=== Set problem ===
For every line in the data below that contains "React", copy the line.

=== Recorded data ===
====

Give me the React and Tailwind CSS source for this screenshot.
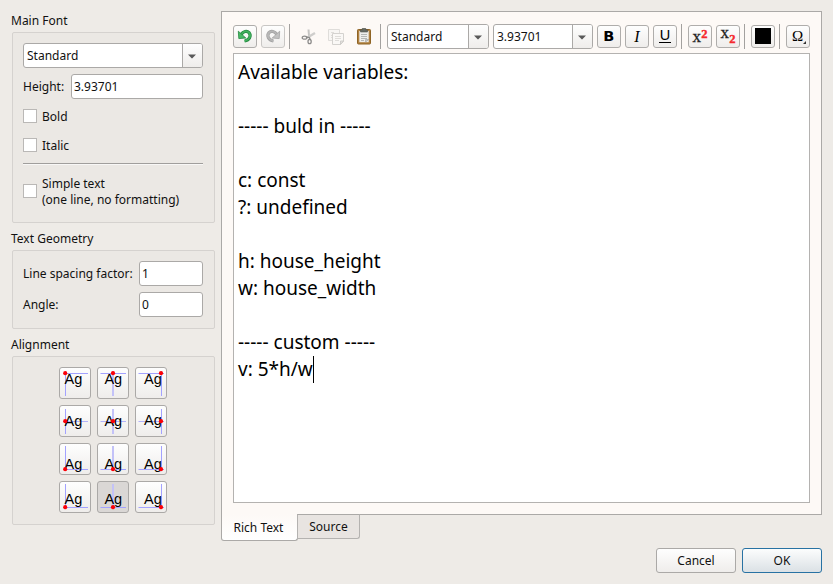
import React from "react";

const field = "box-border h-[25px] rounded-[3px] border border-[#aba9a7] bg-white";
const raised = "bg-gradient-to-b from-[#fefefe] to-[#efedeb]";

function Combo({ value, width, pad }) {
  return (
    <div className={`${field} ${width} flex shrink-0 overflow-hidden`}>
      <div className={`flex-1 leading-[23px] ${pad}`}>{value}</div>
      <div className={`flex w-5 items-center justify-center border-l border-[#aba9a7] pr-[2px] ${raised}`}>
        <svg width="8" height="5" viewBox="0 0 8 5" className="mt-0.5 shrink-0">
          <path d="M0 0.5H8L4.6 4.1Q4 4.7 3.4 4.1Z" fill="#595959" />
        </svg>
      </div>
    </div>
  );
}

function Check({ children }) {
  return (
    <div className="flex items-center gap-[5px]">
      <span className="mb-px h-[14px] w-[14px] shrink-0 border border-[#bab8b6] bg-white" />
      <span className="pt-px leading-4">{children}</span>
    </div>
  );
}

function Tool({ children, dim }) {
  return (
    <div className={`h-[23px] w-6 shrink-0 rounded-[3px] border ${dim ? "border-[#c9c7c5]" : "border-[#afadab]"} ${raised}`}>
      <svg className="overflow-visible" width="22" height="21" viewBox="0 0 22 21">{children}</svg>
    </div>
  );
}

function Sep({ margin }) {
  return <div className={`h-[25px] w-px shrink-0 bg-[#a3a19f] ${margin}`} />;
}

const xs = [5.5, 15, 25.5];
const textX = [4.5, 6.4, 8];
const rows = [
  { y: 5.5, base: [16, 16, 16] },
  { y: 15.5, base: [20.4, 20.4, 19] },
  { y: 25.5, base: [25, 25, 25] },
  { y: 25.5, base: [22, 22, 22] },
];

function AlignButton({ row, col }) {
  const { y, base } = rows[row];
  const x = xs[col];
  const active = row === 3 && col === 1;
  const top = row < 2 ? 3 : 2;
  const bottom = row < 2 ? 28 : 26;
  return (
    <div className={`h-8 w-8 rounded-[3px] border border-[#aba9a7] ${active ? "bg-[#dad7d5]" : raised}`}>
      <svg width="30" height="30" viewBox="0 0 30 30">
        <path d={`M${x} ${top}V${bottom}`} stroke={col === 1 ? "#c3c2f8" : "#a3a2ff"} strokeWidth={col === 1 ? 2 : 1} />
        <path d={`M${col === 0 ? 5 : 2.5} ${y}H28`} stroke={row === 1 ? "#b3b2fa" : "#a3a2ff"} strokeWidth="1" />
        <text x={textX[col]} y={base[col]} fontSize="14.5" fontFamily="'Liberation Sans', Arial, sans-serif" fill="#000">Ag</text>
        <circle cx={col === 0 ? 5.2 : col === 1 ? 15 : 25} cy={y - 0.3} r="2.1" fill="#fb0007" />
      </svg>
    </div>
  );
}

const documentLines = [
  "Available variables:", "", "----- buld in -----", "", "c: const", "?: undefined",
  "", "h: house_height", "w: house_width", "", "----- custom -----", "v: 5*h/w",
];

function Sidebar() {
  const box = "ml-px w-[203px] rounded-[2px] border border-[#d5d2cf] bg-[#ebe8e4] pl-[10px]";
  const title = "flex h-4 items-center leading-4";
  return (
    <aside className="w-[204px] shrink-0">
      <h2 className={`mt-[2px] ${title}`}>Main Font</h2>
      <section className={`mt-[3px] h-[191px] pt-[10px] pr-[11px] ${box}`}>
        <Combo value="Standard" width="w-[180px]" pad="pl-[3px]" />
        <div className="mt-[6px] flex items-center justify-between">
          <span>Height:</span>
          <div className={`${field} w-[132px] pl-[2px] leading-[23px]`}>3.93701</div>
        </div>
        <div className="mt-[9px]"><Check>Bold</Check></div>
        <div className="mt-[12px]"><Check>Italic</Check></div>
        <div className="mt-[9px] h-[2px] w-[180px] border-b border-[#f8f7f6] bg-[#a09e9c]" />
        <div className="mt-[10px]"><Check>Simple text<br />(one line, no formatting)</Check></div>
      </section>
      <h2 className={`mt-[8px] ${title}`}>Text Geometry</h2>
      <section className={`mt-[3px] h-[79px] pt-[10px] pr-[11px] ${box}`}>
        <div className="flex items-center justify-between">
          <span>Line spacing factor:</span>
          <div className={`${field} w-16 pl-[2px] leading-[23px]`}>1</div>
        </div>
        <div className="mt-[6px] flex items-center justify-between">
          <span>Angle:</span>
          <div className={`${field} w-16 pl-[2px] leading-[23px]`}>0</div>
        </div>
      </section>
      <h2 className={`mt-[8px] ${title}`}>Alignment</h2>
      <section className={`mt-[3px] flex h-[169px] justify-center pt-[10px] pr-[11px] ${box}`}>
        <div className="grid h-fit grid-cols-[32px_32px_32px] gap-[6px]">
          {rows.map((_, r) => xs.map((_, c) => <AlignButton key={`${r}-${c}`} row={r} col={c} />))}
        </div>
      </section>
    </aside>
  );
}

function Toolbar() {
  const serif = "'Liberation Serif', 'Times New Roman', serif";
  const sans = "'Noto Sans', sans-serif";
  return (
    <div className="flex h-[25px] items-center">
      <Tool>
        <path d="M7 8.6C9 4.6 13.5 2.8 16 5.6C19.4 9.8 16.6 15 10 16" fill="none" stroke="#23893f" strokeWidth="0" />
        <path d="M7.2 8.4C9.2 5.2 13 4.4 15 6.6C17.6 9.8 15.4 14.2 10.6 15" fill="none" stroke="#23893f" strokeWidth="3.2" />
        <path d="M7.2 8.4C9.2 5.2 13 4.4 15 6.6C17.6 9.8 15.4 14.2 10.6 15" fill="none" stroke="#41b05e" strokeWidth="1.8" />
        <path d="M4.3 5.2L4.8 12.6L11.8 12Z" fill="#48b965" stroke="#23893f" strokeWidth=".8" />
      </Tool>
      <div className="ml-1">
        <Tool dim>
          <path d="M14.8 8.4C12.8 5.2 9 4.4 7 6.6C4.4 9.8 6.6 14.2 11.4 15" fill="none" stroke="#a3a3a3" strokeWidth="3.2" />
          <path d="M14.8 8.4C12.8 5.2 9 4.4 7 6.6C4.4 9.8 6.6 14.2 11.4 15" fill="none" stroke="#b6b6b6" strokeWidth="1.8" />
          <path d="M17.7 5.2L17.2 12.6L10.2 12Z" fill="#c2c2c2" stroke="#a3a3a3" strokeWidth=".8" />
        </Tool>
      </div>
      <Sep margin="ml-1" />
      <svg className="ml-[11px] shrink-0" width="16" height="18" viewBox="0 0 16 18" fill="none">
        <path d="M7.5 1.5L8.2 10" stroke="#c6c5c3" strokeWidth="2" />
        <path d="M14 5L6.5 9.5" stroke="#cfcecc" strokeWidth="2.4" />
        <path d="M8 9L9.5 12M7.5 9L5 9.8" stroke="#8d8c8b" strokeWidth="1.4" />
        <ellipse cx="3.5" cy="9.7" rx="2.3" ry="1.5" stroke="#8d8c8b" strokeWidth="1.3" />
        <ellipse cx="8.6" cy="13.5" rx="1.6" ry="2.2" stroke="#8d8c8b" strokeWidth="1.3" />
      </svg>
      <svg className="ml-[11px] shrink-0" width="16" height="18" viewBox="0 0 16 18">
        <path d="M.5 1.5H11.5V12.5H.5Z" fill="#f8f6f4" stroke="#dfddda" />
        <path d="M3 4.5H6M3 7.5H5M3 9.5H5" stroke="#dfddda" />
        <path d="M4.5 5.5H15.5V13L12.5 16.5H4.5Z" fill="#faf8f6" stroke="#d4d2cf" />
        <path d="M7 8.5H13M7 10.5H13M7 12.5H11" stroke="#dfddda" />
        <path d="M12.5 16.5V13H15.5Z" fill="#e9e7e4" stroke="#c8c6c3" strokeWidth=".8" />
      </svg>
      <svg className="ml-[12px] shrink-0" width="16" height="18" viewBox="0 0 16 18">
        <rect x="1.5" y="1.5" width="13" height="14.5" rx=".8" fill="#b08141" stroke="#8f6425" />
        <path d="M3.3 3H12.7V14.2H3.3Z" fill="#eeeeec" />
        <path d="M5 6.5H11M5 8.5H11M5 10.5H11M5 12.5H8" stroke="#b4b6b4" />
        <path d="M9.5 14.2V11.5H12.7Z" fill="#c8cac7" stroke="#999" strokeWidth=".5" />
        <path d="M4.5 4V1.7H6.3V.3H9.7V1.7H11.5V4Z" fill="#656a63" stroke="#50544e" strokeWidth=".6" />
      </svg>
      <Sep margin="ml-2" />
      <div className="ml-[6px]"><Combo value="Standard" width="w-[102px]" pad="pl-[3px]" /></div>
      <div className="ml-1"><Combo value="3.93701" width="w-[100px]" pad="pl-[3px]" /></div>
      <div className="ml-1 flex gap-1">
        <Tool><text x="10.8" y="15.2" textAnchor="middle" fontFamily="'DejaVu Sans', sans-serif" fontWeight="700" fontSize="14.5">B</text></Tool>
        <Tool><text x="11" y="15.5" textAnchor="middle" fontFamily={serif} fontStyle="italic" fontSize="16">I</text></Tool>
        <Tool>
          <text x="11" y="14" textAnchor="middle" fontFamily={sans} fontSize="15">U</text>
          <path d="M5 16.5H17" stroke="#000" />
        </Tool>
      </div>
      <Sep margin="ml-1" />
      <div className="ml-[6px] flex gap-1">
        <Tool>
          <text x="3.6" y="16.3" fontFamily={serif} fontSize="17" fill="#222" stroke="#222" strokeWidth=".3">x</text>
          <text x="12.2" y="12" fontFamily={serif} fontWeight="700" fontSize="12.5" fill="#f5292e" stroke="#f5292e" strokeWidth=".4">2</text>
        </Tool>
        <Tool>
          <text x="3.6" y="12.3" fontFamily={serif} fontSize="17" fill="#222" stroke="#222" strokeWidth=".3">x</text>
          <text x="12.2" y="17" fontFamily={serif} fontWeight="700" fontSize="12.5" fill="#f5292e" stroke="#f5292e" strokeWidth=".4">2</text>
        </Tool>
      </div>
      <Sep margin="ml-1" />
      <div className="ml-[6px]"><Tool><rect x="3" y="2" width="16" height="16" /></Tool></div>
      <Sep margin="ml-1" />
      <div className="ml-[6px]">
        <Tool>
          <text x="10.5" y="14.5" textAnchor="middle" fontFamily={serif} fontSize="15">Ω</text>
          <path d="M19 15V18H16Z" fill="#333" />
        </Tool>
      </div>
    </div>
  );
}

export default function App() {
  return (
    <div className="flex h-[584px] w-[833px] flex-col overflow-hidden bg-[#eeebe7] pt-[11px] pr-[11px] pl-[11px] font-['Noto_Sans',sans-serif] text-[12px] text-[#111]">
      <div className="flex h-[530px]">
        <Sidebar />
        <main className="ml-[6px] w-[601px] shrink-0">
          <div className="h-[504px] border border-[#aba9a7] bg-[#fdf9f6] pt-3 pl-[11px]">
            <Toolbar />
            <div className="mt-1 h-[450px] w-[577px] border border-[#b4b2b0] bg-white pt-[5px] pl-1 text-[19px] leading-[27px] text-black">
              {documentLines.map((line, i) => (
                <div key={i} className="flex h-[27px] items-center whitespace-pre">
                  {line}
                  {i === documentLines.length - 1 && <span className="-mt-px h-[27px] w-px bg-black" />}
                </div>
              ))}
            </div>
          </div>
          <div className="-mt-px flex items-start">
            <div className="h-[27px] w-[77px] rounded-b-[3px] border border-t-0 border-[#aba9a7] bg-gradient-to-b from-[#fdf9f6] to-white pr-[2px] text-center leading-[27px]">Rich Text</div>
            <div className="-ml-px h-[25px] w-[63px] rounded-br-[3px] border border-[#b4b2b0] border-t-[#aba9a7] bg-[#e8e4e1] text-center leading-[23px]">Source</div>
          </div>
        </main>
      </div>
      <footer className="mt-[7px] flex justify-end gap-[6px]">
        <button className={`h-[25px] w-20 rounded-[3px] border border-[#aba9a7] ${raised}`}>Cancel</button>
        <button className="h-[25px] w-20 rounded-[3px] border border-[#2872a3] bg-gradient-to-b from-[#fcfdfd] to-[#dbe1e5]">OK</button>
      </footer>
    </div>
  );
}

====

=== Response ===
Give me the React and Tailwind CSS source for this screenshot.
import React from "react";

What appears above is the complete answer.